WHAT YOU NEED TO DO:
Print the full listing exactly.

RECORDED DATA:

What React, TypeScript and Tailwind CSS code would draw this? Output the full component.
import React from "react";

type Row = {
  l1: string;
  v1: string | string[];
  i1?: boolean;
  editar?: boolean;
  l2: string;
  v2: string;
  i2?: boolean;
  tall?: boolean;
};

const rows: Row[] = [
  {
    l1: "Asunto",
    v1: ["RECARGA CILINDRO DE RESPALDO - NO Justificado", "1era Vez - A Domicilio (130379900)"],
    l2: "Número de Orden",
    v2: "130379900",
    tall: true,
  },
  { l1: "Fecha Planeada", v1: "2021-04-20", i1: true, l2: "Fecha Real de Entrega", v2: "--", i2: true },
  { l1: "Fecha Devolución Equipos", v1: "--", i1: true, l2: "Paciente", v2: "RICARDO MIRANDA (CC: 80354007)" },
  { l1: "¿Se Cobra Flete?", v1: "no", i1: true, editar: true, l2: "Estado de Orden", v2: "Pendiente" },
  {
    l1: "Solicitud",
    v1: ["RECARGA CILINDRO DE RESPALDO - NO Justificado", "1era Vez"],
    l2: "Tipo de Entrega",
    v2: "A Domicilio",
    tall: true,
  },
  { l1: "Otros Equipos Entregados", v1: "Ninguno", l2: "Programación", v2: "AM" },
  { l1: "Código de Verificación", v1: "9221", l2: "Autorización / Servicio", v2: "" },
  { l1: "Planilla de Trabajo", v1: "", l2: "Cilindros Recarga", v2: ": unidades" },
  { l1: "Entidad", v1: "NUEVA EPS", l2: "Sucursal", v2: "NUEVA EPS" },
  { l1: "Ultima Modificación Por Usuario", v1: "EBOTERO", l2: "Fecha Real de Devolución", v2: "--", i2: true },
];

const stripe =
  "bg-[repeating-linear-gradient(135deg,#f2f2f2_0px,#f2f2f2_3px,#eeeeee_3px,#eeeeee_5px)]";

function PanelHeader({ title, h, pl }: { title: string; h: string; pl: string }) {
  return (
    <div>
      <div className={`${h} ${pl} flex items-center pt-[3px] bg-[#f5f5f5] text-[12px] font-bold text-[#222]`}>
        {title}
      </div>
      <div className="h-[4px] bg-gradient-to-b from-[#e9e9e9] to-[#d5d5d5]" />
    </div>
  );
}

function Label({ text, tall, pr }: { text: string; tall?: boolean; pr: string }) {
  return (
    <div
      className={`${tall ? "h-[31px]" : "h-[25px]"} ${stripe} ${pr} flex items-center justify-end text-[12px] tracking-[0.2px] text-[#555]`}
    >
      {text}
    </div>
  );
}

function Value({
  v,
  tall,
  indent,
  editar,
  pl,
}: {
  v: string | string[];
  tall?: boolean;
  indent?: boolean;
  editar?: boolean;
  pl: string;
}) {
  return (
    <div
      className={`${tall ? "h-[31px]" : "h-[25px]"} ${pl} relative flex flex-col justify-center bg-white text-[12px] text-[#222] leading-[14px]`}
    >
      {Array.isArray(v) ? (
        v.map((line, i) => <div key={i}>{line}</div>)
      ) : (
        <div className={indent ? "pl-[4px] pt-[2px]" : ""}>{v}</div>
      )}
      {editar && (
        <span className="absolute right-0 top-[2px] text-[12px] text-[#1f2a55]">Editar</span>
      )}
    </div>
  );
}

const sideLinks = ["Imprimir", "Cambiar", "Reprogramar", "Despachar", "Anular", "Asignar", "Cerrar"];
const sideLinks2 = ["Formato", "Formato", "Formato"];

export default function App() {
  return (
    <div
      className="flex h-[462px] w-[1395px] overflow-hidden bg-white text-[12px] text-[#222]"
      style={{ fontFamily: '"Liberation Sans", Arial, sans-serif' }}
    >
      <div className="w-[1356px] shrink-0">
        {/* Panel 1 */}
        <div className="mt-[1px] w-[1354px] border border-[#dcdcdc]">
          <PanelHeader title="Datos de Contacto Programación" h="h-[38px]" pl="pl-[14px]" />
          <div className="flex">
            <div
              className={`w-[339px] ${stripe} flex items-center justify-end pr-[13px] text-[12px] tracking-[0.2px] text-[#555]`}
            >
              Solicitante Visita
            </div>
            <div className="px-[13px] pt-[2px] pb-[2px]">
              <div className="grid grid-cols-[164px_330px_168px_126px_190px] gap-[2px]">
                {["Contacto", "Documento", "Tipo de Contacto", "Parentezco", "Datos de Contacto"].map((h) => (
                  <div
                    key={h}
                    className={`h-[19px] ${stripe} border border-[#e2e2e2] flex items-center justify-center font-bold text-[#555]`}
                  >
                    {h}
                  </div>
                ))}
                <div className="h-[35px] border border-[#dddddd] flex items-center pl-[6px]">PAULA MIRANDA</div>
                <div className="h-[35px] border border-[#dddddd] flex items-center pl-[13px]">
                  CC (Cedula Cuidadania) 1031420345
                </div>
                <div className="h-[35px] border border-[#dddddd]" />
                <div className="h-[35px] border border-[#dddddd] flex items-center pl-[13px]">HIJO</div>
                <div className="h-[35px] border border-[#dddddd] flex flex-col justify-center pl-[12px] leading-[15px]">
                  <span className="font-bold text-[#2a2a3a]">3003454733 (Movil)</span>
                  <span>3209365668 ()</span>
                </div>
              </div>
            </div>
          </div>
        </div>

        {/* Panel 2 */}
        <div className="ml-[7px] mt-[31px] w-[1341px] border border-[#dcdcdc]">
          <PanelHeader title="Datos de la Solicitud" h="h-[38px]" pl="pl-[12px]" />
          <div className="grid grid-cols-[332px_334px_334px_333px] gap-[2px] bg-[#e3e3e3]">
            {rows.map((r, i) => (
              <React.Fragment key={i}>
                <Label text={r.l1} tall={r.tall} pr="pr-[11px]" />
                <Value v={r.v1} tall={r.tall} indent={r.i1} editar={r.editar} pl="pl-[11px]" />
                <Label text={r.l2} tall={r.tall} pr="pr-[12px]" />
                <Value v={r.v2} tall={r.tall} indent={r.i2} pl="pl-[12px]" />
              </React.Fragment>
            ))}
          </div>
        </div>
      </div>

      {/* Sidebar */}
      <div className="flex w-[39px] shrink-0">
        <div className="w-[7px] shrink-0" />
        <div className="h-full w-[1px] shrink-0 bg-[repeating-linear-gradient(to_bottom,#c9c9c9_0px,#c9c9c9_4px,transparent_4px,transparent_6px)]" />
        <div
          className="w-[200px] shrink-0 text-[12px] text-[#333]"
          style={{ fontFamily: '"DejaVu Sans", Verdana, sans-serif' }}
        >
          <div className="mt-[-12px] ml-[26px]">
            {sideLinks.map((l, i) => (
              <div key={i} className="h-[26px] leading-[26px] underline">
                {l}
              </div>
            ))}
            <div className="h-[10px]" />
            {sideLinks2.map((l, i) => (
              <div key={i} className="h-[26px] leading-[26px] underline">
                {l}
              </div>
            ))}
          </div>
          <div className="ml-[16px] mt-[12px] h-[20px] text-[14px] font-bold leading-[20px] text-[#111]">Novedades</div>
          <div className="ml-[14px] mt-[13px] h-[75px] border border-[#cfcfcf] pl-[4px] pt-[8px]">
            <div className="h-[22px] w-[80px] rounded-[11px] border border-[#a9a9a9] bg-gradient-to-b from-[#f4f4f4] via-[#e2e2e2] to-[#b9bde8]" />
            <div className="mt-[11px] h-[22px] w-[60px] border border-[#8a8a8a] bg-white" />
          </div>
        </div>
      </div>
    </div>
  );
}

EXERCISE ANSWER:
What React, TypeScript and Tailwind CSS code would draw this? Output the full component.
import React from "react";

type Row = {
  l1: string;
  v1: string | string[];
  i1?: boolean;
  editar?: boolean;
  l2: string;
  v2: string;
  i2?: boolean;
  tall?: boolean;
};

const rows: Row[] = [
  {
    l1: "Asunto",
    v1: ["RECARGA CILINDRO DE RESPALDO - NO Justificado", "1era Vez - A Domicilio (130379900)"],
    l2: "Número de Orden",
    v2: "130379900",
    tall: true,
  },
  { l1: "Fecha Planeada", v1: "2021-04-20", i1: true, l2: "Fecha Real de Entrega", v2: "--", i2: true },
  { l1: "Fecha Devolución Equipos", v1: "--", i1: true, l2: "Paciente", v2: "RICARDO MIRANDA (CC: 80354007)" },
  { l1: "¿Se Cobra Flete?", v1: "no", i1: true, editar: true, l2: "Estado de Orden", v2: "Pendiente" },
  {
    l1: "Solicitud",
    v1: ["RECARGA CILINDRO DE RESPALDO - NO Justificado", "1era Vez"],
    l2: "Tipo de Entrega",
    v2: "A Domicilio",
    tall: true,
  },
  { l1: "Otros Equipos Entregados", v1: "Ninguno", l2: "Programación", v2: "AM" },
  { l1: "Código de Verificación", v1: "9221", l2: "Autorización / Servicio", v2: "" },
  { l1: "Planilla de Trabajo", v1: "", l2: "Cilindros Recarga", v2: ": unidades" },
  { l1: "Entidad", v1: "NUEVA EPS", l2: "Sucursal", v2: "NUEVA EPS" },
  { l1: "Ultima Modificación Por Usuario", v1: "EBOTERO", l2: "Fecha Real de Devolución", v2: "--", i2: true },
];

const stripe =
  "bg-[repeating-linear-gradient(135deg,#f2f2f2_0px,#f2f2f2_3px,#eeeeee_3px,#eeeeee_5px)]";

function PanelHeader({ title, h, pl }: { title: string; h: string; pl: string }) {
  return (
    <div>
      <div className={`${h} ${pl} flex items-center pt-[3px] bg-[#f5f5f5] text-[12px] font-bold text-[#222]`}>
        {title}
      </div>
      <div className="h-[4px] bg-gradient-to-b from-[#e9e9e9] to-[#d5d5d5]" />
    </div>
  );
}

function Label({ text, tall, pr }: { text: string; tall?: boolean; pr: string }) {
  return (
    <div
      className={`${tall ? "h-[31px]" : "h-[25px]"} ${stripe} ${pr} flex items-center justify-end text-[12px] tracking-[0.2px] text-[#555]`}
    >
      {text}
    </div>
  );
}

function Value({
  v,
  tall,
  indent,
  editar,
  pl,
}: {
  v: string | string[];
  tall?: boolean;
  indent?: boolean;
  editar?: boolean;
  pl: string;
}) {
  return (
    <div
      className={`${tall ? "h-[31px]" : "h-[25px]"} ${pl} relative flex flex-col justify-center bg-white text-[12px] text-[#222] leading-[14px]`}
    >
      {Array.isArray(v) ? (
        v.map((line, i) => <div key={i}>{line}</div>)
      ) : (
        <div className={indent ? "pl-[4px] pt-[2px]" : ""}>{v}</div>
      )}
      {editar && (
        <span className="absolute right-0 top-[2px] text-[12px] text-[#1f2a55]">Editar</span>
      )}
    </div>
  );
}

const sideLinks = ["Imprimir", "Cambiar", "Reprogramar", "Despachar", "Anular", "Asignar", "Cerrar"];
const sideLinks2 = ["Formato", "Formato", "Formato"];

export default function App() {
  return (
    <div
      className="flex h-[462px] w-[1395px] overflow-hidden bg-white text-[12px] text-[#222]"
      style={{ fontFamily: '"Liberation Sans", Arial, sans-serif' }}
    >
      <div className="w-[1356px] shrink-0">
        {/* Panel 1 */}
        <div className="mt-[1px] w-[1354px] border border-[#dcdcdc]">
          <PanelHeader title="Datos de Contacto Programación" h="h-[38px]" pl="pl-[14px]" />
          <div className="flex">
            <div
              className={`w-[339px] ${stripe} flex items-center justify-end pr-[13px] text-[12px] tracking-[0.2px] text-[#555]`}
            >
              Solicitante Visita
            </div>
            <div className="px-[13px] pt-[2px] pb-[2px]">
              <div className="grid grid-cols-[164px_330px_168px_126px_190px] gap-[2px]">
                {["Contacto", "Documento", "Tipo de Contacto", "Parentezco", "Datos de Contacto"].map((h) => (
                  <div
                    key={h}
                    className={`h-[19px] ${stripe} border border-[#e2e2e2] flex items-center justify-center font-bold text-[#555]`}
                  >
                    {h}
                  </div>
                ))}
                <div className="h-[35px] border border-[#dddddd] flex items-center pl-[6px]">PAULA MIRANDA</div>
                <div className="h-[35px] border border-[#dddddd] flex items-center pl-[13px]">
                  CC (Cedula Cuidadania) 1031420345
                </div>
                <div className="h-[35px] border border-[#dddddd]" />
                <div className="h-[35px] border border-[#dddddd] flex items-center pl-[13px]">HIJO</div>
                <div className="h-[35px] border border-[#dddddd] flex flex-col justify-center pl-[12px] leading-[15px]">
                  <span className="font-bold text-[#2a2a3a]">3003454733 (Movil)</span>
                  <span>3209365668 ()</span>
                </div>
              </div>
            </div>
          </div>
        </div>

        {/* Panel 2 */}
        <div className="ml-[7px] mt-[31px] w-[1341px] border border-[#dcdcdc]">
          <PanelHeader title="Datos de la Solicitud" h="h-[38px]" pl="pl-[12px]" />
          <div className="grid grid-cols-[332px_334px_334px_333px] gap-[2px] bg-[#e3e3e3]">
            {rows.map((r, i) => (
              <React.Fragment key={i}>
                <Label text={r.l1} tall={r.tall} pr="pr-[11px]" />
                <Value v={r.v1} tall={r.tall} indent={r.i1} editar={r.editar} pl="pl-[11px]" />
                <Label text={r.l2} tall={r.tall} pr="pr-[12px]" />
                <Value v={r.v2} tall={r.tall} indent={r.i2} pl="pl-[12px]" />
              </React.Fragment>
            ))}
          </div>
        </div>
      </div>

      {/* Sidebar */}
      <div className="flex w-[39px] shrink-0">
        <div className="w-[7px] shrink-0" />
        <div className="h-full w-[1px] shrink-0 bg-[repeating-linear-gradient(to_bottom,#c9c9c9_0px,#c9c9c9_4px,transparent_4px,transparent_6px)]" />
        <div
          className="w-[200px] shrink-0 text-[12px] text-[#333]"
          style={{ fontFamily: '"DejaVu Sans", Verdana, sans-serif' }}
        >
          <div className="mt-[-12px] ml-[26px]">
            {sideLinks.map((l, i) => (
              <div key={i} className="h-[26px] leading-[26px] underline">
                {l}
              </div>
            ))}
            <div className="h-[10px]" />
            {sideLinks2.map((l, i) => (
              <div key={i} className="h-[26px] leading-[26px] underline">
                {l}
              </div>
            ))}
          </div>
          <div className="ml-[16px] mt-[12px] h-[20px] text-[14px] font-bold leading-[20px] text-[#111]">Novedades</div>
          <div className="ml-[14px] mt-[13px] h-[75px] border border-[#cfcfcf] pl-[4px] pt-[8px]">
            <div className="h-[22px] w-[80px] rounded-[11px] border border-[#a9a9a9] bg-gradient-to-b from-[#f4f4f4] via-[#e2e2e2] to-[#b9bde8]" />
            <div className="mt-[11px] h-[22px] w-[60px] border border-[#8a8a8a] bg-white" />
          </div>
        </div>
      </div>
    </div>
  );
}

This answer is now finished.